As a matter of logic, no “just compensation” is possible in a forced sale of property, because the only just price is the one freely negotiated by seller and buyer. What makes a transaction morally legitimate is not compensation but consent. Eminent-domain cases are distinguished precisely by their lack of the seller’s consent.
The roots of Kelo
It’s an unfortunate historical fact that the American Founders did not abolish the power of eminent domain. But it is also a fact that they sought to limit it through the public-use and just-compensation provisions in the Bill of Rights. This is why the Kelo decision is such a blow. As Justice Sandra Day O’Connor writes in the main dissent, the Court has “effectively … delete[d] the words ‘for public use’ from the Takings Clause of the Fifth Amendment.”
We are all less secure in our homes than we were before the case was decided. However, it must be pointed out that this case did not come out of the blue. The majority relied on Court precedents. In 1954 the Court unanimously upheld Washington, D.C.’s, taking of a department store as part of a plan to replace a blighted neighborhood, although some of the land would be turned over to private parties (Berman v. Parker).
And in 1984 the Court upheld a Hawaii statute that gave tenants ownership of their apartments against the will of the owner (Hawaii Housing Authority v. Midkiff). The objective of the statute was to diffuse the ownership of land, and the Court deferred to the legislature’s belief that this was a proper public objective.
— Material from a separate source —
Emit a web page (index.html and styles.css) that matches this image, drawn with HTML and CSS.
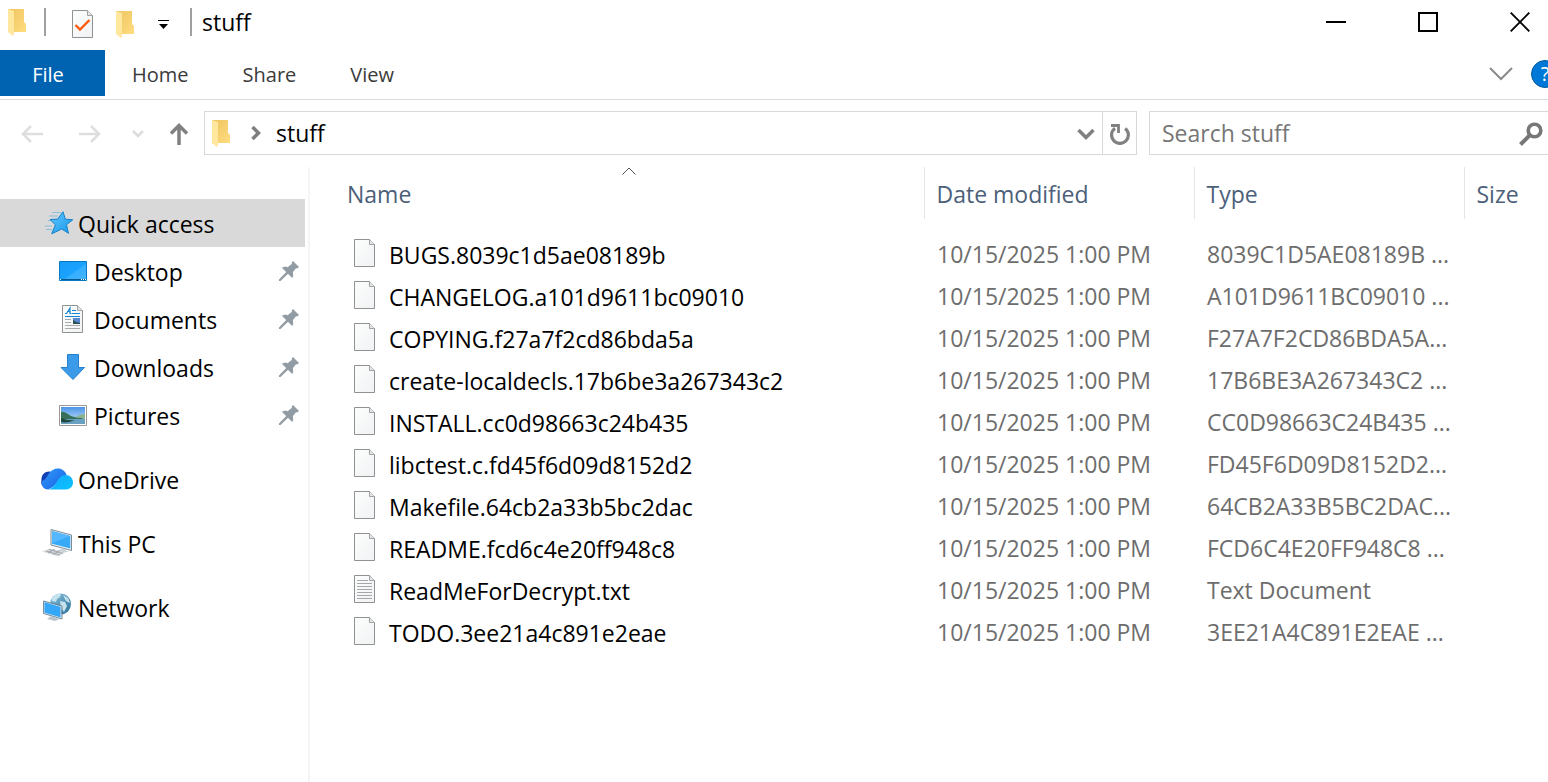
FILE: index.html
```html
<!doctype html>
<html lang="en">
<head>
	<meta charset="UTF-8">
	<title>stuff</title>
	<link rel="stylesheet" href="styles.css">
</head>
<body>
	<!-- shared icons -->
	<svg class="defs" aria-hidden="true">
		<defs>
			<linearGradient id="gFolder" x1="0" x2="1" y2="1"><stop offset="0" stop-color="#eec35f"/><stop offset="1" stop-color="#ffdd80"/></linearGradient>
			<linearGradient id="gPaper" x2="1" y2="1"><stop offset="0" stop-color="#fdfefe"/><stop offset="1" stop-color="#f0f2f3"/></linearGradient>
			<linearGradient id="gScreen" x2="1" y2="1"><stop offset="0" stop-color="#169cf8"/><stop offset=".55" stop-color="#1ba2ff"/><stop offset=".56" stop-color="#35aeff"/><stop offset="1" stop-color="#45b4ff"/></linearGradient>
			<linearGradient id="gStar" x2="1" y2="1"><stop offset="0" stop-color="#63c8ff"/><stop offset="1" stop-color="#1695e8"/></linearGradient>
			<linearGradient id="gCloud" x2="1" y2="1"><stop offset="0" stop-color="#2f9bf8"/><stop offset="1" stop-color="#1a5ee6"/></linearGradient>
			<linearGradient id="gCloud2" x2="1" y2="1"><stop offset="0" stop-color="#12a8fb"/><stop offset="1" stop-color="#0cc3ff"/></linearGradient>
			<linearGradient id="gGlobe" x2="1" y2="1"><stop offset="0" stop-color="#8fc4dd"/><stop offset="1" stop-color="#246f99"/></linearGradient>
			<linearGradient id="gSky" x2="0" y2="1"><stop offset="0" stop-color="#4a93e8"/><stop offset="1" stop-color="#d5ecfa"/></linearGradient>
		</defs>
		<symbol id="folder" viewBox="0 0 19 27">
			<path d="M0 0h16v13l2 2v8H5z" fill="url(#gFolder)"/>
			<path d="M0 0l6 2v23l-1 2-5-4z" fill="#ffe79d"/>
		</symbol>
		<symbol id="file" viewBox="0 0 21 28">
			<path d="M.5.5h15l5 5v22H.5z" fill="url(#gPaper)" stroke="#8f9193"/>
			<path d="M15.500.5v5h5" fill="#e4e6e7" stroke="#a0a2a4"/>
		</symbol>
		<symbol id="text" viewBox="0 0 21 28">
			<use href="#file"/>
			<path d="M3 5.500h11M3 8.500h15M3 11.500h15M3 14.500h15M3 17.500h15M3 20.500h15M3 23.500h15" stroke="#a5a7a9"/>
		</symbol>
		<symbol id="pin" viewBox="0 0 20 20">
			<path d="M14 0l6 6-2 1.500-1-.3-3.200 4c.8 2.300.5 4.500-.6 5.800L9 12.800 1.500 20H0v-1.500L7.200 11 3 7c1.500-1.400 3.800-1.400 5.600-.7L12.800 3V1.500z" fill="#919ba3"/>
		</symbol>
	</svg>

	<header class="titlebar">
		<svg class="folder" aria-hidden="true"><use href="#folder"/></svg>
		<span class="sep"></span>
		<button class="quick props" aria-label="Properties">
			<svg width="21" height="28" viewBox="0 0 21 28"><use href="#file"/><path d="M3.500 15l4.500 4.500 9.500-9.500" fill="none" stroke="#fa5a0f" stroke-width="2.400"/></svg>
		</button>
		<button class="quick new" aria-label="New folder"><svg class="folder"><use href="#folder"/></svg></button>
		<button class="quick more" aria-label="Customize Quick Access Toolbar">
			<svg width="11" height="9" viewBox="0 0 11 9"><path d="M0 0h11v1H0zM1 4h9L5.500 9z"/></svg>
		</button>
		<span class="sep"></span>
		<h1>stuff</h1>
		<div class="winbtns">
			<button aria-label="Minimize"><svg width="20" height="20"><path d="M0 10h20" stroke="#000" stroke-width="2"/></svg></button>
			<button aria-label="Maximize"><svg width="20" height="20"><path d="M1 1h18v18H1z" fill="none" stroke="#000" stroke-width="2"/></svg></button>
			<button aria-label="Close"><svg width="20" height="20"><path d="M.7.7l18.600 18.600M19.300.7L.7 19.300" stroke="#000" stroke-width="1.900"/></svg></button>
		</div>
	</header>

	<nav class="ribbon">
		<button class="tab on">File</button>
		<button class="tab">Home</button>
		<button class="tab">Share</button>
		<button class="tab">View</button>
		<button class="expand" aria-label="Expand the Ribbon"><svg width="24" height="14"><path d="M1 1l11 11L23 1" fill="none" stroke="#8a8a8a" stroke-width="2"/></svg></button>
		<button class="help" aria-label="Help">?</button>
	</nav>

	<div class="toolbar">
		<button class="back" aria-label="Back" disabled><svg width="22" height="18"><path d="M22 9H2M10 1L2 9l8 8" fill="none" stroke="#dedede" stroke-width="2.500"/></svg></button>
		<button class="forward" aria-label="Forward" disabled><svg width="22" height="18"><path d="M0 9h20M12 1l8 8-8 8" fill="none" stroke="#dedede" stroke-width="2.500"/></svg></button>
		<button class="recent" aria-label="Recent locations"><svg width="12" height="8"><path d="M1 1l5 5 5-5" fill="none" stroke="#dcdcdc" stroke-width="2.500"/></svg></button>
		<button class="up" aria-label="Up"><svg width="18" height="22"><path d="M9 22V2M1 10.500l8-8 8 8" fill="none" stroke="#808080" stroke-width="3.500"/></svg></button>
		<div class="address">
			<svg class="folder" aria-hidden="true"><use href="#folder"/></svg>
			<svg class="arrow" width="10" height="14" aria-hidden="true"><path d="M1.500 1l6 6-6 6" fill="none" stroke="#7e7e7e" stroke-width="3.500"/></svg>
			<a href="#">stuff</a>
			<button class="drop" aria-label="Previous locations"><svg width="18" height="12"><path d="M1.500 2L9 9.500 16.500 2" fill="none" stroke="#808080" stroke-width="3.500"/></svg></button>
			<button class="refresh" aria-label="Refresh">
				<svg width="20" height="21"><path d="M15.200 4.400A8.400 8.400 0 1 1 5 4.200" fill="none" stroke="#808080" stroke-width="3.200"/><path d="M1 1.500h7.500V9" fill="none" stroke="#808080" stroke-width="2.800"/></svg>
			</button>
		</div>
		<form class="search">
			<input type="text" placeholder="Search stuff" aria-label="Search stuff">
			<button type="button" aria-label="Search"><svg width="24" height="24"><circle cx="15.500" cy="8.500" r="6.300" fill="none" stroke="#777" stroke-width="3.600"/><path d="M11 13L1.500 22.500" stroke="#777" stroke-width="4"/></svg></button>
		</form>
	</div>

	<div class="main">
		<nav class="side">
			<ul>
				<li class="on"><a href="#">
					<svg width="28" height="24" viewBox="0 0 28 24"><path d="M7 1.500h9M4 5h9M3 9.500h6M0 15h7M1 18.500h6" stroke="#79b8df" stroke-width=".8"/><path d="M18 .8l2.400 7.500 7.400.4-6.300 5 2 8.600-6.800-4.300-10 4.800 3.700-9L5 8.500l7.700-.4z" fill="url(#gStar)" stroke="#1481cc"/></svg>
					<span>Quick access</span></a></li>
				<li class="sub"><a href="#">
					<svg width="28" height="20" viewBox="0 0 28 20"><path d="M.5.5h27v19H.5z" fill="url(#gScreen)" stroke="#0878c4"/><path d="M1 18.500h26" stroke="#09598f"/><path d="M1 18.500h1M22 18.500h1M24 18.500h1M26 18.500h1" stroke="#fff"/></svg>
					<span>Desktop</span><svg class="pin"><use href="#pin"/></svg></a></li>
				<li class="sub"><a href="#">
					<svg width="28" height="28" viewBox="0 0 28 28"><g transform="translate(3)"><use href="#file" width="21" height="28"/><path d="M3 8.500h1.500L8 3v5.500h1.500M5 6.500h3M10 5.500h4M10 8.500h8M3 11.500h15" fill="none" stroke="#1787d3" stroke-width="1.200"/><path d="M3 14.500h6M3 17.500h6M3 20.500h15M3 23.500h15" stroke="#aaa"/><path d="M11 13h7v6h-7z" fill="#5687cf"/><path d="M11 15l3 2 4 1v1h-7z" fill="#28504e"/></g></svg>
					<span>Documents</span><svg class="pin"><use href="#pin"/></svg></a></li>
				<li class="sub"><a href="#">
					<svg width="28" height="26" viewBox="0 0 28 26"><path d="M8.500.5h11v13h6L14 25.500 2 13.500h6.500z" fill="#3b9be8" stroke="#2580ce"/></svg>
					<span>Downloads</span><svg class="pin"><use href="#pin"/></svg></a></li>
				<li class="sub"><a href="#">
					<svg width="28" height="21" viewBox="0 0 28 21"><path d="M.5.5h27v20H.5z" fill="#fff" stroke="#999"/><path d="M2 2h24v17H2z" fill="url(#gSky)"/><path d="M2 7c4-1 6 2 10 4 3 1 8 2 12 2v2H2z" fill="#36705b"/><path d="M17 12c3-2 6-3 9-3v5z" fill="#8db08f"/><path d="M2 14h24v5H2z" fill="#6aa0c2"/><path d="M2 13c4 1 7 3 14 2-4 2-10 3-14 2z" fill="#214b41"/></svg>
					<span>Pictures</span><svg class="pin"><use href="#pin"/></svg></a></li>
				<li class="root"><a href="#">
					<svg width="32" height="22" viewBox="0 0 32 22"><path d="M4 20a7 7 0 0 1-3.500-8C0 7 4 3 9 3.500l5 6L8 20z" fill="#123fb5"/><path d="M7 21.500C2 21.500 0 17 1 13 4 13 6 8 8.500 4.800 12.500-1 22-1.500 25.500 6.500l-1 4C17 10 15 19 7 21.500z" fill="url(#gCloud)"/><path d="M7 21.500C16 20 16 7 24.500 7c4.500 0 7.500 3.300 7.500 7.500 0 4-3 7-7 7z" fill="url(#gCloud2)"/></svg>
					<span>OneDrive</span></a></li>
				<li class="root"><a href="#">
					<svg width="32" height="28" viewBox="0 0 32 28"><path d="M10 .5l20.500 5.500v15.500L10 16z" fill="#eef3f6" stroke="#7b8b95"/><path d="M11 2l18.300 5v12.500L11 14.700z" fill="#39aaf8"/><path d="M11 2l18.300 5L11 14z" fill="#53b8ff"/><path d="M20 19l5 1.500v1l3 1-5 1-7-2 4-1z" fill="#cbd3d8"/><path d="M1 22.500l8-3 15 4-7 4z" fill="#d6d9db"/><path d="M5 22l14 4M8 20.500l14 4M7 24l7-4M12 25.500l7-4" stroke="#8e9498" stroke-width=".7"/></svg>
					<span>This PC</span></a></li>
				<li class="root"><a href="#">
					<svg width="32" height="28" viewBox="0 0 32 28"><circle cx="19.500" cy="11" r="10.500" fill="url(#gGlobe)"/><path d="M11 5c3-4 6-5 9-4l-1 3-3 2-1 3-4-1zM22 2l5 3 2 5-4-2zM19 8l5 1 2 4-3 6-3-4z" fill="#c5e3ef"/><path d="M3 8.500l17 5V25L3 20z" fill="#35a7f8" stroke="#d9e4ea"/><path d="M2.500 8l18.500 5v13L2.500 20.500z" fill="none" stroke="#587487" stroke-width=".8"/><path d="M10 23l5 2 4 1-5 2-8-2z" fill="#bcc6cc"/></svg>
					<span>Network</span></a></li>
			</ul>
		</nav>

		<main class="list">
			<table>
				<colgroup>
					<col>
					<col class="date">
					<col class="type">
					<col class="size">
				</colgroup>
				<thead>
					<tr>
						<th><svg class="sort" width="14" height="8"><path d="M.5 7.500L7 1l6.500 6.500" fill="none" stroke="#555"/></svg><button>Name</button></th>
						<th><button>Date modified</button></th>
						<th><button>Type</button></th>
						<th><button>Size</button></th>
					</tr>
				</thead>
				<tbody>
					<tr><td><svg class="file"><use href="#file"/></svg>BUGS.8039c1d5ae08189b</td><td>10/15/2025 1:00 PM</td><td>8039C1D5AE08189B ...</td><td></td></tr>
					<tr><td><svg class="file"><use href="#file"/></svg>CHANGELOG.a101d9611bc09010</td><td>10/15/2025 1:00 PM</td><td>A101D9611BC09010 ...</td><td></td></tr>
					<tr><td><svg class="file"><use href="#file"/></svg>COPYING.f27a7f2cd86bda5a</td><td>10/15/2025 1:00 PM</td><td>F27A7F2CD86BDA5A...</td><td></td></tr>
					<tr><td><svg class="file"><use href="#file"/></svg>create-localdecls.17b6be3a267343c2</td><td>10/15/2025 1:00 PM</td><td>17B6BE3A267343C2 ...</td><td></td></tr>
					<tr><td><svg class="file"><use href="#file"/></svg>INSTALL.cc0d98663c24b435</td><td>10/15/2025 1:00 PM</td><td>CC0D98663C24B435 ...</td><td></td></tr>
					<tr><td><svg class="file"><use href="#file"/></svg>libctest.c.fd45f6d09d8152d2</td><td>10/15/2025 1:00 PM</td><td>FD45F6D09D8152D2...</td><td></td></tr>
					<tr><td><svg class="file"><use href="#file"/></svg>Makefile.64cb2a33b5bc2dac</td><td>10/15/2025 1:00 PM</td><td>64CB2A33B5BC2DAC...</td><td></td></tr>
					<tr><td><svg class="file"><use href="#file"/></svg>README.fcd6c4e20ff948c8</td><td>10/15/2025 1:00 PM</td><td>FCD6C4E20FF948C8 ...</td><td></td></tr>
					<tr><td><svg class="file"><use href="#text"/></svg>ReadMeForDecrypt.txt</td><td>10/15/2025 1:00 PM</td><td>Text Document</td><td></td></tr>
					<tr><td><svg class="file"><use href="#file"/></svg>TODO.3ee21a4c891e2eae</td><td>10/15/2025 1:00 PM</td><td>3EE21A4C891E2EAE ...</td><td></td></tr>
				</tbody>
			</table>
		</main>
	</div>
</body>
</html>
```
FILE: styles.css
```css
*{
	margin: 0;
	padding: 0;
	box-sizing: border-box;
}
body{
	min-height: 100vh;
	display: flex;
	flex-direction: column;
	background: #fff;
	color: #000;
	font: 23px/30px "Open Sans","Noto Sans",sans-serif;
	overflow-x: hidden;
}
ul{
	list-style: none;
}
a{
	color: inherit;
	text-decoration: none;
}
button{
	border: 0;
	background: none;
	font: inherit;
	color: inherit;
	display: flex;
	align-items: center;
	justify-content: center;
	flex-shrink: 0;
}
svg{
	display: block;
	flex-shrink: 0;
}
.defs{
	position: absolute;
	width: 0;
	height: 0;
}
.folder{
	width: 19px;
	height: 27px;
}
/* title bar */
.titlebar{
	height: 50px;
	padding: 0 0 6px 8px;
	display: flex;
	align-items: center;
	overflow: hidden;
}
.titlebar .sep{
	width: 2px;
	height: 28px;
	margin-left: 17px;
	background: #a0a0a0;
}
.quick{
	height: 30px;
	padding-top: 4px;
}
.props{
	margin-left: 26px;
}
.new{
	margin-left: 23px;
}
.more{
	margin-left: 23px;
}
.titlebar .more + .sep{
	margin-left: 21px;
}
.titlebar h1{
	margin-left: 10px;
	font-size: 23px;
	font-weight: normal;
}
.winbtns{
	display: flex;
	margin: 0 -18px 0 auto;
}
.winbtns button{
	width: 92px;
	height: 42px;
}
/* ribbon */
.ribbon{
	height: 50px;
	padding-bottom: 3px;
	border-bottom: 1px solid #dadbdc;
	display: flex;
	align-items: center;
	overflow: hidden;
	color: #3b3b3b;
	font-size: 20px;
}
.tab{
	height: 46px;
	padding: 4px 27px 0;
}
.tab.on{
	width: 105px;
	padding: 4px 9px 0 0;
	background: #0063b1;
	color: #fff;
}
.expand{
	margin: 2px 0 0 auto;
}
.help{
	width: 28px;
	height: 28px;
	margin: 2px -11px 0 18px;
	border: 1px solid #005a9e;
	border-radius: 50%;
	background: #0078d7;
	color: #fff;
}
/* address row */
.toolbar{
	height: 44px;
	margin-top: 11px;
	padding-left: 21px;
	display: flex;
	align-items: center;
}
.toolbar button{
	padding-top: 2px;
}
.forward{
	margin-left: 36px;
}
.recent{
	margin-left: 31px;
}
.up{
	margin: 0 16px 0 26px;
}
.address{
	flex: 1;
	height: 44px;
	padding-left: 7px;
	border: 1px solid #d9d9d9;
	display: flex;
	align-items: center;
}
.address .arrow{
	margin: 0 15px 0 20px;
}
.address a{
	flex: 1;
}
.drop{
	width: 32px;
	height: 42px;
}
.refresh{
	width: 34px;
	height: 42px;
	border-left: 1px solid #d9d9d9;
}
.search{
	width: 399px;
	height: 44px;
	margin-left: 12px;
	padding: 0 5px 0 12px;
	border: 1px solid #d9d9d9;
	border-right: 0;
	display: flex;
	align-items: center;
}
.search input{
	flex: 1;
	min-width: 0;
	border: 0;
	outline: 0;
	background: none;
	font: inherit;
}
.search input::placeholder{
	color: #767676;
	opacity: 1;
}
/* content */
.main{
	flex: 1;
	display: flex;
	padding-top: 12px;
}
.side{
	width: 310px;
	padding: 32px 3px 0 0;
	border-right: 2px solid #f5f5f5;
}
.side a{
	height: 48px;
	padding: 0 6px 0 41px;
	display: flex;
	align-items: center;
	gap: 5px;
}
.side .on{
	background: #d9d9d9;
}
.side .on a{
	padding-left: 45px;
}
.side .sub a{
	padding-left: 59px;
	gap: 7px;
}
.side .root{
	margin-top: 16px;
}
.side span{
	flex: 1;
	padding-top: 2px;
}
.side .pin{
	width: 20px;
	height: 20px;
}
.list{
	flex: 1;
	padding-left: 25px;
}
table{
	width: 100%;
	table-layout: fixed;
	border-collapse: collapse;
}
.date,
.type{
	width: 270px;
}
.size{
	width: 84px;
}
th{
	position: relative;
	height: 52px;
	padding: 2px 12px 0;
	border-left: 1px solid #e5e5e5;
	font-weight: normal;
	color: #4c607a;
}
th:first-child{
	border-left: 0;
}
.sort{
	position: absolute;
	top: 0;
	left: 50%;
	margin-left: -7px;
}
td{
	height: 42px;
	padding-left: 13px;
	color: #6d6d6d;
	white-space: nowrap;
}
td:first-child{
	padding-left: 19px;
	color: #000;
}
tbody::before{
	content: "";
	display: block;
	height: 14px;
}
.file{
	display: inline-block;
	width: 21px;
	height: 28px;
	margin-right: 14px;
	vertical-align: -3px;
}
```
What counted, the Court wrote, is “the taking’s purpose, and not its mechanics.”
These and other cases planted the seeds for Kelo.
Winners and losers
While property owners are less secure today than they once were, some are decidedly less secure than others: the homes of low-income people are far more likely to be taken than those of the affluent. The winners in the case are big well-connected land developers — and revenue-hungry local politicians, like those in New London, Connecticut, who condemned a number of homes and stores in a decent working-class neighborhood to make way for a private luxury hotel, upscale restaurants, and other businesses. Several homeowners objected, including an elderly woman who has lived in her home all her life, and they sued all the way to the Supreme Court.
The city argued that, since the new businesses will produce increased tax revenue and jobs, the takings will benefit the public, even if it won’t directly use the land. In other words, governments should be able to take property from its owners if other prospective owners will put it to better uses. How is that to be determined? Primarily by the amount of tax revenue expected from the alternative uses. (I need not point out that permitting owners to hold their land only so long as they serve the public interest as defined by the rulers is the essence of fascism.)
This is a scary principle. As O’Connor wrote, “[Who] among us can say she already makes the most productive or attractive possible use of her property? The specter of condemnation hangs over all property.” Then she adds perceptively,
[The] fallout from this decision will not be random. The beneficiaries are likely to be those citizens with disproportionate influence and power in the political process, including large corporations and development firms. As for the victims, the government now has license to transfer property from those with fewer resources to those with more. The Founders cannot have intended this perverse result.
Thomas’s dissenting opinion, to which no other justice signed on, went further than O’Connor’s. Where O’Connor strove to distinguish Kelo from the precedents, Thomas rejected the precedents wholesale as contrary to a plain reading of the Constitution:
Today’s decision is simply the latest in a string of our cases construing the Public Use Clause to be a virtual nullity, without the slightest nod to its original meaning. In my view, the Public Use Clause, originally understood, is a meaningful limit on the government’s eminent domain power. Our cases have strayed from the Clause’s original meaning, and I would reconsider them. [Emphasis added.]
Thomas went on to make additional important points:
So-called “urban renewal” programs provide some compensation for the properties they take, but no compensation is possible for the subjective value of these lands to the individuals displaced and the indignity inflicted by uprooting them from their homes. Allowing the government to take property solely for public purposes is bad enough, but extending the concept of public purpose to encompass any economically beneficial goal guarantees that these losses will fall disproportionately on poor communities. [Emphasis added.]
Note the radical things Thomas said. First, he debunked the very possibility of just compensation. Value, he wrote, is subjective; values cannot be measured or compared interpersonally — there is no unit of measurement — but only ranked by the individual. (I prefer A to B and B to C.) Why does subjective value preclude just compensation? Because the only test of the justice of a given level of compensation is the owner’s voluntary acceptance, showing that he prefers the tendered compensation (or what he can buy with it) to the property. But voluntary acceptance is by definition missing from contested eminent-domain cases.
Second, Thomas implies that takings even for so-called public use are suspect (“bad enough”). When did a prominent legal authority, not to mention a Supreme Court justice, last intimate that?
Finally, Thomas invokes classical-liberal class analysis by pointing out that wealthy people won’t have to worry about their properties’ being taken for urban renewal, which, he notes, came to be known as “Negro removal” in the 1960s. This is refreshing stuff.
Unfortunately, in ruling for the city the majority held that “public use” needn’t mean public use. It may mean any intended public benefit the government chooses. Quoting a 1984 case, Justice John Paul Stevens declared, the “Court long ago rejected any literal requirement that condemned property be put into use for the general public.”
If the Court can liberate itself from any “literal requirement” when reading the Takings Clause, it can liberate itself from any literal requirement when reading any other part of the Constitution. But that means we can never know how the Court will claim to understand the Framers’ limits on government power. Which means: there are no limits on government power.
We’ve been in postconstitutional America for some time now. Kelo adds an ominous P.S.: There’s no turning back.